Armed with just K200 back in 2009, a primary school dropout disguised as Limbani Chulu opened a shebeen in Area 36, a densely populated township on the southern plain in Lilongwe City.
Selling cheap liquor sachets one at a time, the business has become a busy meeting place for young people yearning for liqour spirits, cigarettes and opaque beer. Now, the overcrowded tavern squeezed deep in a busy marketplace, where the youthful faces are seen as early as 8am, openly vends Indian hemp, an illegal drug mostly abused by the youth without a steady income.
“With the little profits from the small business, I had to find other ways to fend for my family,” he says. “Shebeens are here to provide people with entertainment and some customers need weed to make them happy. So, I give adults what they want. As for children, I chase them out.”
Chulu has found a potent market among young Malawians who drink and smoke to forget pangs of the country’s massive youth unemployment. According to the International Labour Organisation, about a quarter of Malawians aged 18 to 35 remains unemployed, though they actively search for jobs.
“I have never stolen from anyone and I don’t smoke marijuana. Some take the stuff for evil desires, but it is their business,” he says.
Chulu urges the youth to keep hands off marijuana because it impairs their thinking and damages their lungs.
“I live in peace with everyone and respect what the community wants. I run the liquor spot because I have a family to feed. Given more capital, I will stop selling booze and marijuana because it is not doing the youth any good,” he states.
However, without any skill and certificate, he finds economic opportunities too few.
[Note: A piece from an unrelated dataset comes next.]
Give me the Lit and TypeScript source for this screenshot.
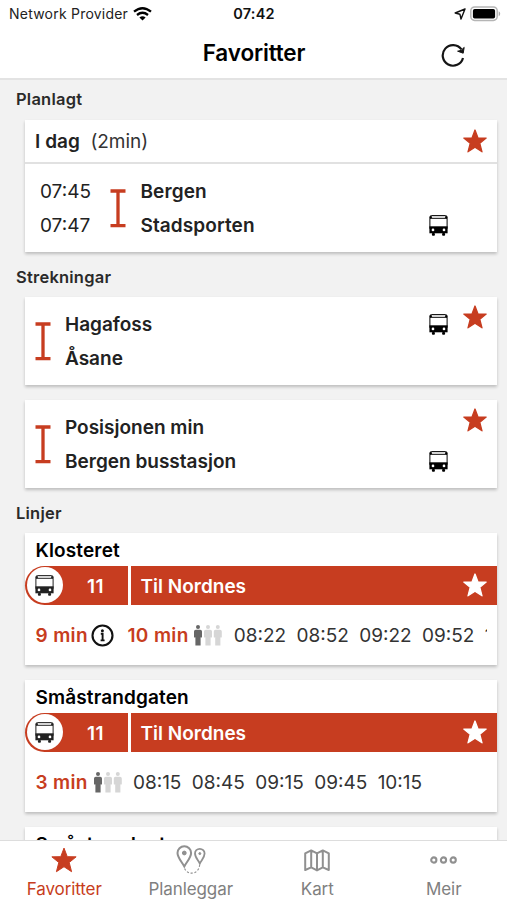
import { LitElement, html, css, svg, nothing } from "lit";
import { customElement, property } from "lit/decorators.js";

const starPath = "M12 1 L15 8.9 L23.2 9.1 L16.8 14.3 L19 22.8 L12 18.2 L5 22.8 L7.2 14.3 L0.8 9.1 L9 8.9 Z";

const person = (x: number, fill: string) => svg`
  <g transform="translate(${x} 0)" fill=${fill}>
    <circle cx="4" cy="2" r="2"></circle>
    <path d="M1.8 4.7 H6.2 Q8 4.7 8 6.5 V12 Q8 12.6 7.3 12.6 T6.6 12 V20.6 H1.4 V12 Q1.4 12.6 .7 12.6 T0 12 V6.5 Q0 4.7 1.8 4.7 Z"></path>
  </g>`;

const icons: Record<string, unknown> = {
  star: html`<svg width="24" height="24" viewBox="0 0 24 24"><path d=${starPath} fill="currentColor" stroke="currentColor" stroke-width="1.3" stroke-linejoin="round"/></svg>`,
  bus: html`<svg width="19" height="21" viewBox="0 0 19 21">
    <rect x=".9" y=".6" width="17.2" height="14" rx="1.6" fill="#fff" stroke="currentColor" stroke-width="1"/>
    <path d="M1 3.4 H18" stroke="currentColor" stroke-width=".9"/>
    <path d="M.6 2.2 L2 .6 L3.4 2.6 L1.2 3.6Z M18.4 2.2 L17 .6 L15.6 2.6 L17.8 3.6Z" fill="currentColor"/>
    <rect x="3.6" y="1.3" width="11.8" height="1.5" fill="#ccc"/>
    <path d="M.4 11.3 H18.6 V18.3 H.4Z" fill="currentColor"/>
    <rect x="2.9" y="18" width="3" height="2.7" rx=".9" fill="currentColor"/>
    <rect x="13.1" y="18" width="3" height="2.7" rx=".9" fill="currentColor"/>
    <circle cx="4" cy="14.9" r="1.35" fill="#fff"/><circle cx="15" cy="14.9" r="1.35" fill="#fff"/></svg>`,
  span: html`<svg width="16" height="39" viewBox="0 0 16 39"><path d="M.5 2 H15.5 M.5 36.6 H15.5 M8 2 V36.6" fill="none" stroke="#c73d20" stroke-width="3.3"/></svg>`,
  info: html`<svg width="23" height="23" viewBox="0 0 23 23"><circle cx="11.5" cy="11.5" r="10" fill="none" stroke="#111" stroke-width="2.1"/><circle cx="11.4" cy="6.7" r="1.5" fill="#111"/><path d="M9.8 9.7 H11.6 V16.2 M9.6 16.4 H13.6" fill="none" stroke="#111" stroke-width="1.9"/></svg>`,
  crowd: html`<svg width="28" height="21" viewBox="0 0 28 21">${person(0, "#666")}${person(10, "#d6d6d6")}${person(19.8, "#d6d6d6")}</svg>`,
  refresh: html`<svg width="24" height="24" viewBox="0 0 24 24"><path d="M22 15 A10.3 10.3 0 1 1 20.4 6.4" fill="none" stroke="#151515" stroke-width="2.2"/><path d="M23.2 4.4 L22.2 10.2 L16.6 8.2 L20 7.4 Z" fill="#151515" stroke="#151515" stroke-linejoin="round"/></svg>`,
  wifi: html`<svg width="19" height="14" viewBox="0 0 19 14"><g fill="none" stroke="#000" stroke-width="2.3"><path d="M1 4.7 Q9.5 -2.3 18 4.7"/><path d="M4 8 Q9.5 3.6 15 8"/></g><path d="M6.4 10.4 Q9.5 8.2 12.6 10.4 L9.5 13.5Z"/></svg>`,
  location: html`<svg width="12" height="12" viewBox="0 0 12 12"><path d="M11 1 L1.2 5 L5.9 6.2 L7 11 Z" fill="none" stroke="#111" stroke-width="1.4" stroke-linejoin="round"/></svg>`,
  battery: html`<svg width="31" height="16" viewBox="0 0 31 16"><rect x=".8" y="1" width="26.4" height="13.4" rx="3.8" fill="#fff" stroke="#b5b5b5" stroke-width="1.5"/><rect x="2.9" y="3" width="22.2" height="9.6" rx="1.8"/><path d="M28.7 5.2 Q30.2 6 30.2 7.7 T28.7 10.2Z" fill="#aaa"/></svg>`,
  tabstar: html`<svg width="26" height="26" viewBox="0 0 24 24"><path d=${starPath} fill="currentColor" stroke="currentColor" stroke-width=".9" stroke-linejoin="round"/></svg>`,
  pins: html`<svg width="30" height="30" viewBox="0 0 30 30" fill="none" stroke="currentColor"><path d="M8.3 21.4 C5.5 16.5 1.5 12.5 1.5 8 A6.8 6.8 0 0 1 15.1 8 C15.1 12.5 11 16.5 8.3 21.4Z" stroke-width="2"/><circle cx="8.3" cy="8" r="1.9" fill="currentColor"/><path d="M23.8 18.5 C22 15 19 12.4 19 8.6 A4.8 4.8 0 0 1 28.6 8.6 C28.6 12.4 25.5 15 23.8 18.5Z" stroke-width="1.8"/><circle cx="23.8" cy="8.6" r="1" fill="currentColor"/><path d="M8.6 23.5 C11 30 22.5 30.5 23.7 19.8" stroke-width="1.1" stroke-dasharray="2.2 1.7"/></svg>`,
  map: html`<svg width="26" height="23" viewBox="0 0 26 23" fill="none" stroke="currentColor" stroke-width="2" stroke-linejoin="round"><path d="M1.2 4.4 L7.2 1.4 L13 4.4 L18.8 1.4 L24.8 4.4 V21 L18.8 18.4 L13 21.4 L7.2 18.4 L1.2 21Z M7.2 1.4 V18.4 M13 4.4 V21.4 M18.8 1.4 V18.4"/></svg>`,
  more: html`<svg width="27" height="8" viewBox="0 0 27 8" fill="none" stroke="currentColor" stroke-width="2.1"><circle cx="3.8" cy="4" r="2.6"/><circle cx="13.5" cy="4" r="2.6"/><circle cx="23.2" cy="4" r="2.6"/></svg>`,
};

const base = css`
  * { box-sizing: border-box; }
  svg { display: block; flex: none; }
  .card { background: #fff; box-shadow: 0 2px 3px rgba(0, 0, 0, 0.22); }
  .star { color: #c73d20; }
`;

@customElement("trip-card")
class TripCard extends LitElement {
  @property() from = "";
  @property() to = "";
  @property() day = "";
  @property() wait = "";
  @property({ attribute: false }) times: string[] = [];
  @property() busRow = "to";

  static styles = [base, css`
    :host { display: block; }
    .head { height: 43.5px; display: flex; align-items: center; padding: 0 10px; border-bottom: 2px solid #e1e1e1; font-size: 19px; }
    .day, .wait { padding-top: 2px; }
    .day { font-weight: 600; letter-spacing: 0.05px; }
    .wait { margin-left: 10.5px; color: #333; letter-spacing: -0.05px; }
    .head .star { margin-left: auto; }
    .body { height: 88px; display: flex; align-items: center; padding: 2px 10px 0; }
    .times { width: 75px; flex: none; padding-left: 5px; }
    .row { height: 34.3px; line-height: 34.3px; display: flex; align-items: center; white-space: nowrap; }
    .stops { flex: 1; margin-left: 14px; font-weight: 600; font-size: 19px; color: #222; }
    .times + .span + .stops { margin-left: 14.5px; letter-spacing: 0.1px; }
    .stops .row { justify-content: space-between; }
    .stops .row:first-child, .times .row:first-child { padding-top: 1px; }
    .times .row { font-size: 19px; color: #222; }
    .side { width: 24px; margin-left: 15px; align-self: flex-start; padding-top: 6.5px; }
    .bus { color: #000; margin-top: -1px; }
  `];

  render() {
    const bus = html`<span class="bus">${icons.bus}</span>`;
    return html`<div class="card">
      ${this.day ? html`<div class="head"><span class="day">${this.day}</span><span class="wait">${this.wait}</span><span class="star">${icons.star}</span></div>` : nothing}
      <div class="body">
        ${this.times.length ? html`<div class="times">${this.times.map((t) => html`<div class="row">${t}</div>`)}</div>` : nothing}
        <div class="span">${icons.span}</div>
        <div class="stops">
          <div class="row">${this.from}${this.busRow === "from" ? bus : nothing}</div>
          <div class="row">${this.to}${this.busRow === "to" ? bus : nothing}</div>
        </div>
        <div class="side star">${this.day ? nothing : icons.star}</div>
      </div>
    </div>`;
  }
}

type Departure = { soon?: string; time?: string; icon?: "info" | "crowd" };

@customElement("line-card")
class LineCard extends LitElement {
  @property() stop = "";
  @property({ attribute: false }) departures: Departure[] = [];

  static styles = [base, css`
    :host { display: block; }
    .card { height: 132px; }
    .name { height: 33px; line-height: 35px; padding-left: 10.5px; font-size: 19px; font-weight: 600; color: #000; letter-spacing: 0.13px; }
    .bar { height: 39.5px; display: flex; background: #c73d20; color: #fff; font-weight: 600; font-size: 19px; border-radius: 20px 0 0 20px; }
    .line { width: 105.5px; display: flex; align-items: center; border-right: 3px solid #fff; }
    .disc { width: 36px; height: 36px; margin-left: 1.5px; border-radius: 50%; background: #fff; color: #222; display: grid; place-items: center; flex: none; }
    .no { flex: 1; text-align: center; padding: 1.5px 0 0 1px; letter-spacing: 0.5px; }
    .dest { flex: 1; display: flex; align-items: center; justify-content: space-between; padding: 0 10px; }
    .dest span { padding-top: 1.5px; }
    .deps { height: 59.5px; margin: 0 10px; padding: 2px 0 0 0.5px; display: flex; align-items: center; overflow: hidden; white-space: nowrap; font-size: 19px; color: #333; }
    .dep { display: flex; align-items: center; flex: none; margin-right: 10.4px; }
    .soon { color: #c73d20; font-weight: 600; letter-spacing: 0.35px; }
    .info { margin-left: 2.7px; margin-right: 3.5px; }
    .crowd { margin-left: 5.7px; margin-right: 1px; }
  `];

  render() {
    return html`<div class="card">
      <div class="name">${this.stop}</div>
      ${this.departures.length ? html`<div class="bar">
        <div class="line"><span class="disc">${icons.bus}</span><span class="no">11</span></div>
        <div class="dest"><span>Til Nordnes</span>${icons.star}</div>
      </div>
      <div class="deps">${this.departures.map((d) => html`<div class="dep">
        <span class=${d.soon ? "soon" : "time"}>${d.soon ?? d.time}</span>${d.icon ? html`<span class=${d.icon}>${icons[d.icon]}</span>` : nothing}</div>`)}
      </div>` : nothing}
    </div>`;
  }
}

@customElement("app-root")
class AppRoot extends LitElement {
  static styles = [base, css`
    :host { display: flex; flex-direction: column; height: 900px; overflow: hidden; background: #f2f2f2; font-family: Inter, "Liberation Sans", sans-serif; color: #222; }
    header { height: 80px; flex: none; background: #fff; border-bottom: 2px solid #e3e3e3; }
    .status { height: 27px; display: grid; grid-template-columns: 1fr auto 1fr; align-items: center; padding: 0 6px 0 9px; font-size: 14px; }
    .net { display: flex; align-items: center; gap: 5px; color: #222; letter-spacing: 0.22px; }
    .clock { font-weight: 600; color: #111; font-size: 14.5px; letter-spacing: 0.2px; margin-left: -2px; }
    .power { display: flex; justify-content: flex-end; align-items: center; gap: 4px; }
    .nav { height: 51px; display: grid; grid-template-columns: 1fr auto 1fr; align-items: center; }
    .title { grid-column: 2; font-size: 22.5px; font-weight: 600; color: #000; letter-spacing: -0.15px; padding: 0 0 1px 1px; }
    .nav svg { justify-self: end; margin-right: 42px; grid-column: 3; margin-top: 4px; }
    main { flex: 1; min-height: 0; overflow: hidden; padding: 0 10px 0 25px; }
    h2 { margin: 0 0 0 -9px; height: 45px; line-height: 50px; font-size: 16.5px; font-weight: 600; color: #2a2a2a; letter-spacing: 0.22px; }
    h2.first { height: 40px; line-height: 39px; }
    .list { display: flex; flex-direction: column; gap: 15px; }
    footer { flex: none; height: 60px; background: #fff; border-top: 1px solid #ddd; display: grid; grid-template-columns: repeat(4, 1fr); padding: 0 0 0 1px; }
    .tab { display: flex; flex-direction: column; align-items: center; color: #909090; font-size: 17px; }
    .pic { height: 38px; display: grid; place-items: center; }
    .tab span { line-height: 21px; letter-spacing: -0.1px; color: #808080; }
    .tab.on, .tab.on span { color: #c73d20; }
  `];

  render() {
    const tabs = [["Favoritter", "tabstar"], ["Planleggar", "pins"], ["Kart", "map"], ["Meir", "more"]];
    return html`
      <header>
        <div class="status">
          <div class="net">Network Provider ${icons.wifi}</div>
          <div class="clock">07:42</div>
          <div class="power">${icons.location}${icons.battery}</div>
        </div>
        <div class="nav"><div class="title">Favoritter</div>${icons.refresh}</div>
      </header>
      <main>
        <h2 class="first">Planlagt</h2>
        <trip-card day="I dag" wait="(2min)" .times=${["07:45", "07:47"]} from="Bergen" to="Stadsporten"></trip-card>
        <h2>Strekningar</h2>
        <div class="list">
          <trip-card from="Hagafoss" to="Åsane" busRow="from"></trip-card>
          <trip-card from="Posisjonen min" to="Bergen busstasjon"></trip-card>
        </div>
        <h2>Linjer</h2>
        <div class="list">
          <line-card stop="Klosteret" .departures=${[{ soon: "9 min", icon: "info" }, { soon: "10 min", icon: "crowd" }, { time: "08:22" }, { time: "08:52" }, { time: "09:22" }, { time: "09:52" }, { time: "10:22" }]}></line-card>
          <line-card stop="Småstrandgaten" .departures=${[{ soon: "3 min", icon: "crowd" }, { time: "08:15" }, { time: "08:45" }, { time: "09:15" }, { time: "09:45" }, { time: "10:15" }]}></line-card>
          <line-card stop="Småstrandgaten"></line-card>
        </div>
      </main>
      <footer>${tabs.map(([label, icon], i) => html`<div class="tab ${i === 0 ? "on" : ""}"><div class="pic">${icons[icon]}</div><span>${label}</span></div>`)}</footer>`;
  }
}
“I dropped out in Standard Six due to poverty. Now it’s a matter of survival, not waiting for decent jobs that may not come,” he says, delivering a roll of banned hemp worth K200.
At least 20 people buy the widely available drug every day.
United Nations Office on Drugs and Crime (UNODC) national programmes officer Maxwell Matewere says it is high time the government urgently and decisively stepped up the fight against drug and substance abuse pushing the youth down the drain.
“Government needs to tackle the issue in the same manner it has been fighting against HIV and Aids, gender-based violence. It breeds crime and affects both personal health and national development,” he says.
Child and youth advocate Fred Nyondo says it is sad that minors as young as 12 abuse drugs and banned substances, especially hemp.
He says: “It is alarming and we need to join hands to combat the problem. From households to communities, everyone should take part in ending this malpractice.
“Those who sell liquor, cigarettes and marijuana should not allow children to buy from them.”
Nyondo commends Parliament for outlawing the sale of alcoholic beverages to persons aged below 18, but is concerned about sloppy enforcement of the restriction.
“As usual, our policies are good, but implementation isn’t inspiring. Still we find adults drinking comfortably with young people. Some even send children to buy alcohol or cigarettes for them,” he states.
When asked about a breakdown in law enforcement, National Police deputy spokesperson Thomeck Nyaude says the war on drug and substance abuse begins in the home with guardians policing the youth.
He says: “Due to lack of patriotism among Malawians, human rights issues are not well understood. We had a culture where the elderly used to counsel the youth on a wrong lane, but it is no longer there.”
However, this does not whitewash police laxity to keep the youth away from drugs when sellers desperate for profits bring the contraband where young people live and meet.
When it comes to stopping drug abuse, the lines are blurred by ambiguities and conflicts in terms of who is responsible for its genesis and ending.
Child activists say there is a need to intensify life skills lessons taught in school to groom children for a drug-free future.
Mental health experts say laxity in the push to combat the silent scourge is fuelling cases of depression and anxiety, among other mental illnesses and disorders.
However, scanty efforts to roll back unemployed young people and lack of initiatives to keep the youth busy is the reason most of them troupe into marijuana shells as early as 8am, when adults are beating traffic jams to get to work on time.